A bench headed by Justice Ashok Bhushan, conducting hearing through video-conferencing, asked the government to file its response on the batch of petitions and posted the matter for hearing after a week.
Attorney General KK Venugopal told the bench, also comprising Justices SK Kaul and MR Shah, that the Centre has issued a new notification on May 17 which supersedes the March 29 Ministry of Home Affairs (MHA) order.
“Treat this with urgency.
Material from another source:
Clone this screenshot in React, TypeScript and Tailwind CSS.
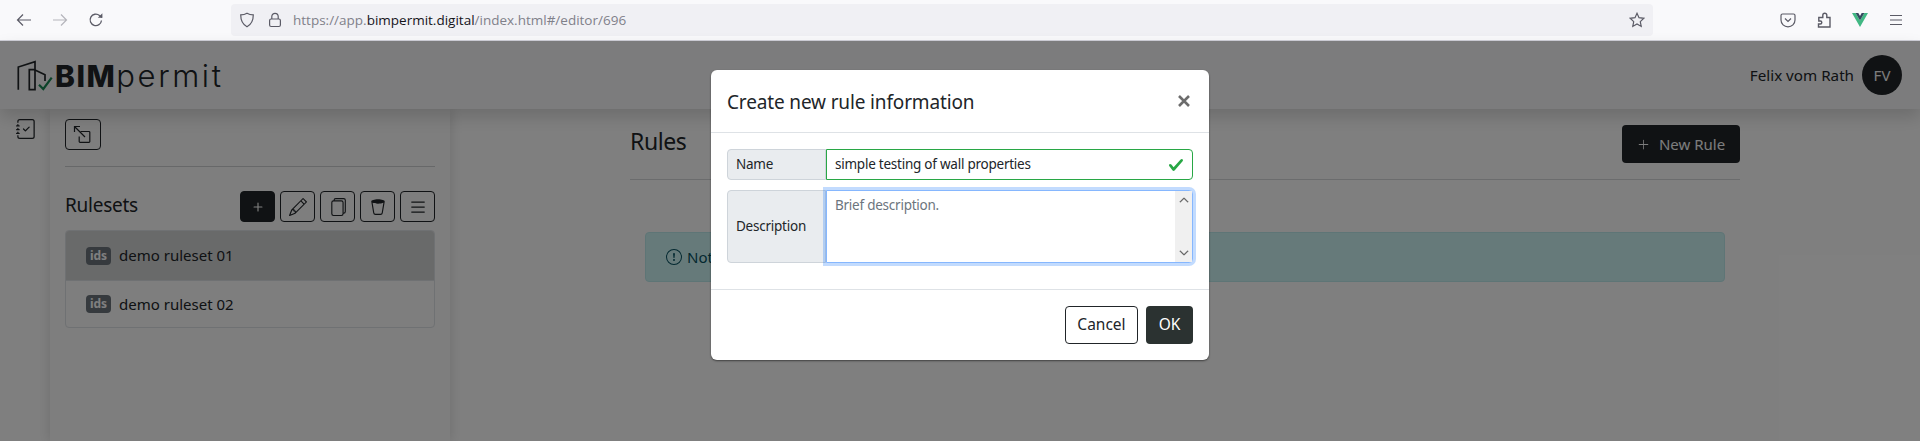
import { BsJournalCheck, BsPencil, BsFiles, BsTrash2, BsList, BsExclamationCircle, BsPlus, BsPlusLg, BsChevronUp, BsChevronDown } from 'react-icons/bs';

const font = "font-['Noto_Sans',sans-serif]";

function BrowserBar() {
  return (
    <div className="h-[41px] shrink-0 bg-[#f9f9fb] border-b border-[#cfcfd8] flex items-center font-['Open_Sans',sans-serif]">
      <div className="w-[231px] flex items-center pl-[16px] gap-[20px] text-[#5b5b66]">
        <svg width="16" height="16" viewBox="0 0 16 16" fill="none" stroke="currentColor" strokeWidth="1.2">
          <path d="M15 8H1.5M7 2.5 1.5 8 7 13.5" />
        </svg>
        <svg width="16" height="16" viewBox="0 0 16 16" fill="none" stroke="#b5b5bb" strokeWidth="1.2">
          <path d="M1 8h13.5M9 2.5 14.5 8 9 13.5" />
        </svg>
        <svg width="16" height="16" viewBox="0 0 16 16" fill="none" stroke="currentColor" strokeWidth="1.3">
          <path d="M13.5 8.5A5.7 5.7 0 1 1 11.5 3.5L14 5.5" />
          <path d="M14.4 1.2v4.6H9.8" fill="currentColor" stroke="none" />
        </svg>
      </div>
      <div className="w-[1422px] h-[32px] bg-[#f0f0f4] rounded-[4px] flex items-center pl-[8px] pr-[8px] text-[#5b5b66]">
        <svg width="16" height="16" viewBox="0 0 16 16" fill="none" stroke="currentColor" strokeWidth="1.2">
          <path d="M8 1.2c2 1.2 4 1.6 6.3 1.6 0 5.500-2 9.700-6.300 12-4.300-2.300-6.300-6.500-6.300-12C4 2.800 6 2.400 8 1.200Z" />
        </svg>
        <svg className="ml-[12px]" width="16" height="16" viewBox="0 0 16 16" fill="none" stroke="currentColor" strokeWidth="1.2">
          <rect x="2.600" y="7" width="10.800" height="7.500" rx="1.500" />
          <path d="M4.800 7V4.500a3.200 3.200 0 0 1 6.400 0V7" />
        </svg>
        <div className="ml-[10px] text-[13.5px] text-[#80808a] whitespace-nowrap">
          https://app.<span className="text-[#15141a]">bimpermit.digital</span>/index.html#/editor/696
        </div>
        <svg className="ml-auto" width="16" height="16" viewBox="0 0 16 16" fill="none" stroke="currentColor" strokeWidth="1.2">
          <path d="m8 1.300 2 4.400 4.800.6-3.500 3.300.9 4.800L8 12l-4.200 2.400.9-4.800L1.200 6.300 6 5.700Z" />
        </svg>
      </div>
      <div className="flex-1 flex items-center pl-[127px] gap-[20px] text-[#5b5b66]">
        <svg width="16" height="16" viewBox="0 0 16 16" fill="none" stroke="currentColor" strokeWidth="1.200">
          <path d="M2.500 2h11A1.500 1.500 0 0 1 15 3.500V8A7 6.800 0 0 1 1 8V3.500A1.500 1.500 0 0 1 2.500 2Z" />
          <path d="m5 6.500 3 3 3-3" />
        </svg>
        <svg width="16" height="16" viewBox="0 0 16 16" fill="none" stroke="currentColor" strokeWidth="1.400">
          <path d="M2.500 15H14V5.500H10.800V3.200A2 2 0 0 0 6.800 3.200V5.500H2.800V9H4.300A1.500 1.500 0 0 1 4.300 12H2.500Z" />
        </svg>
        <svg width="16" height="14" viewBox="0 0 16 14">
          <path d="M0 0h3.600L8 7.400 12.400 0H16L8 14Z" fill="#41b883" />
          <path d="M3.600 0h2.700L8 2.900 9.700 0h2.700L8 7.400Z" fill="#34495e" />
        </svg>
        <svg width="16" height="16" viewBox="0 0 16 16" fill="none" stroke="currentColor" strokeWidth="1.200">
          <path d="M2 3.500h12M2 8h12M2 12.500h12" />
        </svg>
      </div>
    </div>
  );
}

function Logo() {
  return (
    <div className="flex items-center">
      <svg width="36" height="32" viewBox="0 0 36 32" fill="none" className="shrink-0">
        <path d="M1.300 30.700V8L18 2.700V30.700H12.300V10.700H18" stroke="#212529" strokeWidth="1.700" />
        <path d="M18 11 28 15.700V22" stroke="#212529" strokeWidth="1.700" />
        <path d="M22 25.700 26.300 30 34.700 18.700" stroke="#198754" strokeWidth="2.200" />
      </svg>
      <div className="font-['Inter',sans-serif] text-[#212529] text-[30px] leading-none ml-[2px] mt-[1px] whitespace-nowrap">
        <span className="font-extrabold tracking-[1.5px]">BIM</span>
        <span className="font-light text-[31px] tracking-[2.6px]">permit</span>
      </div>
    </div>
  );
}

function Navbar() {
  return (
    <div className="h-[68px] shrink-0 bg-[#f8f9fa] shadow-[0_8px_16px_rgba(0,0,0,0.15)] relative z-10 flex items-center justify-between pl-[17px] pr-[18px]">
      <Logo />
      <div className="flex items-center gap-[8px]">
        <span className="text-[15.2px] text-[#212529]">Felix vom Rath</span>
        <div className="w-[40px] h-[40px] rounded-full bg-[#212529] text-[#f8f9fa] flex items-center justify-center text-[15px]">FV</div>
      </div>
    </div>
  );
}

function IconButton({ children, dark }: { children: React.ReactNode; dark?: boolean }) {
  return (
    <button className={`w-[35px] h-[31px] rounded-[4px] border border-[#212529] flex items-center justify-center ${dark ? 'bg-[#212529] text-white' : 'text-[#212529]'}`}>
      {children}
    </button>
  );
}

function RulesetItem({ name, active }: { name: string; active?: boolean }) {
  return (
    <div className={`flex items-center pl-[20px] gap-[8px] text-[15px] text-[#212529] ${active ? 'h-[49px] bg-[#d3d4d5]' : 'h-[47px] border-t border-[#dee2e6]'}`}>
      <span className="w-[25px] h-[18px] rounded-[4px] bg-[#6c757d] text-white text-[12px] font-bold flex items-center justify-center leading-none">ids</span>
      {name}
    </div>
  );
}

function Sidebar() {
  return (
    <div className="w-[400px] shrink-0 h-full bg-[#fcfcfc] shadow-[0_0_12px_rgba(0,0,0,0.15)] px-[15px] pt-[10px]">
      <button className="w-[36px] h-[31px] rounded-[4px] border border-[#212529] flex items-center justify-center text-[#212529]">
        <svg width="20" height="20" viewBox="0 0 20 20" fill="none" stroke="currentColor" strokeWidth="1.200">
          <path d="M8 7h8.500a.8.8 0 0 1 .8.800V17a.8.8 0 0 1-.8.800H7.500a.8.8 0 0 1-.8-.800v-5" transform="translate(-0.500 -0.500)" />
          <path d="M1.500 1.500 12 12M1.500 7V1.500H7" />
        </svg>
      </button>
      <div className="h-px bg-[#ced0d2] mt-[16px]" />
      <div className="flex items-center justify-between mt-[24px]">
        <h2 className="text-[19px] tracking-[-0.25px] -mt-[2px] text-[#212529]">Rulesets</h2>
        <div className="flex gap-[5px]">
          <IconButton dark><BsPlus size={18} /></IconButton>
          <IconButton><BsPencil size={18} /></IconButton>
          <IconButton><BsFiles size={18} /></IconButton>
          <IconButton><BsTrash2 size={18} /></IconButton>
          <IconButton><BsList size={20} /></IconButton>
        </div>
      </div>
      <div className="mt-[8px] rounded-[4px] border border-[#dee2e6] overflow-hidden">
        <RulesetItem name="demo ruleset 01" active />
        <RulesetItem name="demo ruleset 02" />
      </div>
    </div>
  );
}

function Content() {
  return (
    <div className="flex-1 pl-[180px] pr-[180px] pt-[16px]">
      <div className="flex items-center justify-between h-[38px] text-[#212529]">
        <h2 className="text-[23px] tracking-[-0.4px] -mt-[5px]">Rules</h2>
        <button className="w-[118px] h-[38px] rounded-[4px] bg-[#212529] text-[#f8f9fa] flex items-center justify-center gap-[9px] text-[15px]">
          <BsPlusLg size={13} />
          New Rule
        </button>
      </div>
      <div className="h-px bg-[#d6d8da] mt-[16px]" />
      <div className="mx-[15px] mt-[52px] h-[50px] rounded-[4px] bg-[#cdf4f5] border border-[#bdebec] text-[#055160] flex items-center pl-[20px] gap-[5px] text-[15px]">
        <BsExclamationCircle size={16} />
        Not
      </div>
    </div>
  );
}

function Modal() {
  return (
    <div className="absolute left-[711px] top-[70px] w-[498px] h-[290px] bg-white rounded-[6px] shadow-[0_1px_2px_rgba(0,0,0,0.5)] flex flex-col text-[#212529]">
      <div className="h-[63px] shrink-0 border-b border-[#dee2e6] flex items-center justify-between pl-[16px] pr-[19px]">
        <h3 className="text-[19px] tracking-[-0.15px] mt-[3px]">Create new rule information</h3>
        <svg width="12" height="12" viewBox="0 0 12 12" stroke="#6c6c6c" strokeWidth="2.600" className="-mt-[1px]">
          <path d="M1 1 11 11M11 1 1 11" />
        </svg>
      </div>
      <div className="px-[16px] pt-[16px] flex flex-col gap-[10px] h-[157px] shrink-0 border-b border-[#dee2e6] text-[13.5px] tracking-[-0.24px]">
        <div className="flex h-[31px]">
          <div className="w-[99px] bg-[#e9ecef] border border-[#ced4da] rounded-l-[4px] pl-[8px] flex items-center text-[#212529]">Name</div>
          <div className="flex-1 border border-[#28a745] rounded-r-[4px] flex items-center justify-between pl-[8px] pr-[8px]">
            simple testing of wall properties
            <svg width="16" height="16" viewBox="0 0 8 8">
              <path fill="#28a745" d="M2.300 6.730.6 4.530c-.4-1.040.46-1.400 1.100-.8l1.100 1.400 3.400-3.800c.6-.63 1.600-.27 1.200.7l-4 4.600c-.43.5-.8.4-1.100.1z" />
            </svg>
          </div>
        </div>
        <div className="flex h-[73px]">
          <div className="w-[99px] bg-[#e9ecef] border border-[#ced4da] rounded-l-[4px] pl-[8px] flex items-center">Description</div>
          <div className="flex-1 relative z-10 border border-[#86b7fe] rounded-r-[4px] bg-white shadow-[0_0_0_3px_rgba(13,110,253,0.25)] flex">
            <span className="flex-1 pl-[8px] pt-[4px] text-[#6c757d]">Brief description.</span>
            <div className="w-[17px] bg-[#f0f0f0] flex flex-col items-center justify-between py-[4px] text-[#505050]">
              <BsChevronUp size={10} className="stroke-1" />
              <BsChevronDown size={10} className="stroke-1" />
            </div>
          </div>
        </div>
      </div>
      <div className="flex-1 flex items-center justify-end gap-[8px] pr-[16px] text-[15.5px]">
        <button className="w-[73px] h-[38px] rounded-[4px] border border-[#212529] text-[#212529]">Cancel</button>
        <button className="w-[47px] h-[38px] rounded-[4px] bg-[#2b3231] text-white">OK</button>
      </div>
    </div>
  );
}

export default function App() {
  return (
    <div className={`h-screen w-full overflow-hidden flex flex-col relative bg-white ${font}`}>
      <BrowserBar />
      <div className="flex-1 relative flex flex-col min-h-0">
        <Navbar />
        <div className="flex-1 flex min-h-0">
          <div className="w-[50px] shrink-0 pl-[16px] pt-[10px] text-[#212529]">
            <BsJournalCheck size={20} />
          </div>
          <Sidebar />
          <Content />
        </div>
        <div className="absolute inset-0 z-20 bg-black/50" />
      </div>
      <div className="absolute inset-0 z-30">
        <Modal />
      </div>
    </div>
  );
}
Lot of people are affected,” the bench told Solicitor General Tushar Mehta, who was also appearing in the matter.
“Although, notices were issued in these matters but no counter affidavit has yet been filed on behalf of the Union of India,” the bench noted in its order.
“Solicitor General prays for and is granted a week’s time to file counter affidavit to the writ petition(s) to enable the court to know the stand of Union of India on different issues raised in the writ petition(s),” the bench said.
The apex court had May 15 observed that the March 29 notification, directing companies to make payment of full wages to workers even while not being in operation during the lockdown period, was an omnibus order and there was a larger question involved which needs to be answered.
It said there may be small industries which are affected due to the lockdown and if they cannot earn, how are they going to pay wages to their workers.
It had also observed that if government does not help these small companies, then they might not be able to pay their workers.
The counsel appearing for one of the petitioners had argued that firms are going out of work as they do not have orders for production of goods and they are being prosecuted due to the government circular.
An association of Micro, Small and Medium Enterprises (MSMEs) has said in its plea before the apex court that the MHA order was passed without due care and deliberation on the financial implications for employers.
The small industrial units have said that making full payments would lead to their closure, which, in turn, would cause permanent unemployment and adversely affect the economy.
The association has further contended that during this unprecedented situation, various governments across the globe have taken measures for the benefit of workers/ employees, but the Centre without taking any such step has put the entire burden on the employers/owners to pay full wages.
The top court May 15, while hearing a plea filed by Hand Tools Manufactures Association, comprising of MSMEs, on the issue had asked the government not to take any coercive action against them for failing to pay full wages to its employees till next week.
It said Tuesday that its interim order of no coercive action passed in one the pleas would continue.